Submitted by Editor on
Rabbi Arthur Waskow, 2/14/2005
For two Shabbats, we have been hearing God explain to Moses how to build the portable holy Shrine, the Mishkan where God's Presence fills the tent of meeting in the Wilderness. Gold and fur, scarlet and silver. Elaborate details about the priestly garments, the Menorah and its olive oil, the Altar and its horns.
And then comes a shattering interruption. Moses has been away too long, the people are bereft and frightened. They build a Golden Calf.
The ancient rabbios thought there was a rfelationship between the Golden Mishkan and the Golden Calf.
The way they understand the relationship was that from watching how the people dance for the calf, God ruefully accepts that the people need a physical focus for their experience of God. So God gives them the Mishkan in place of a calf.
In this approach, the story as we have it in the Torah is "out of order" — chronologically reversed. For it is the experience of the calf that convinces God to design a Mishkan.
But try turning this around, accepting the chronology as it appears in Torah: God designs the Mishkan first, the people build the calf later.
Why do the people need a calf anyway? BecauseMoses' long absence frightens them. And WHY is Moses away so long? Look at the text of what Moses hears upon the mountain — those two full Torah portions we have just completed — and we see that perhaps three- fourths ofGod's talk upon the Mountain is God's description of the Mishkan! —
If the description of how to shape a sacred tent had been briefer, perhaps no more detailed than the rules of Mishpatim about how to shape a sacred society, Moshe could have come down after perhaps twenty days, not forty! The people might never have become so frightened.
Why does the Torah describe God as taking so much time and space to describe the Divine Indwelling Place?
Perhaps the Mishkan was, k'v'yachol (if we dared to be able to say it), God's Own golden calf. (P'too, p'too, p'too!) God's Own triumphalist idol. Even the God Who has all earth and heaven for a dwelling-place can swell with pride at imagining the place where one small people will come to worship with the Presence.
And the people? Dimly. from the foot of the mountain, they hear the overtones, a blur: "Plenty of gold? Uh-huh. And — something about horns? — Un-huh. Must be a golden bull-calf!!"
So they build it.
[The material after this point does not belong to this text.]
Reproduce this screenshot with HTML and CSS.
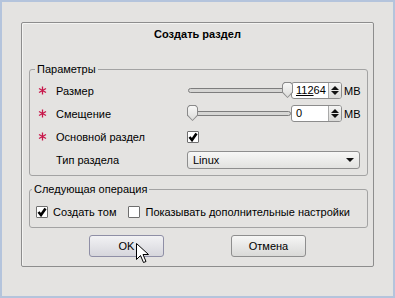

For God as well as us, the truth is firm: What you sow, that you shall reap.
Or to put it in another way: certainly earth is spirit, there needs to be a physical context for the spiritual path. (A "path" is very earthy.)
But do not get addicted to the physicality, do not turn the earthen altar into golden splendor, do not become a "spiritual materialist" who piles up the golden moments of spiritual experiences as if they were gold, to be held tight, possessed, sought for their own sake.
Do not spend all your time imagining God's house instead of making the society a home for human beings!
For if you do, the addiction —no matter how spiritual it may have been at the beginning, no matter how Inspired by God — will degenerate into an atavistic idol.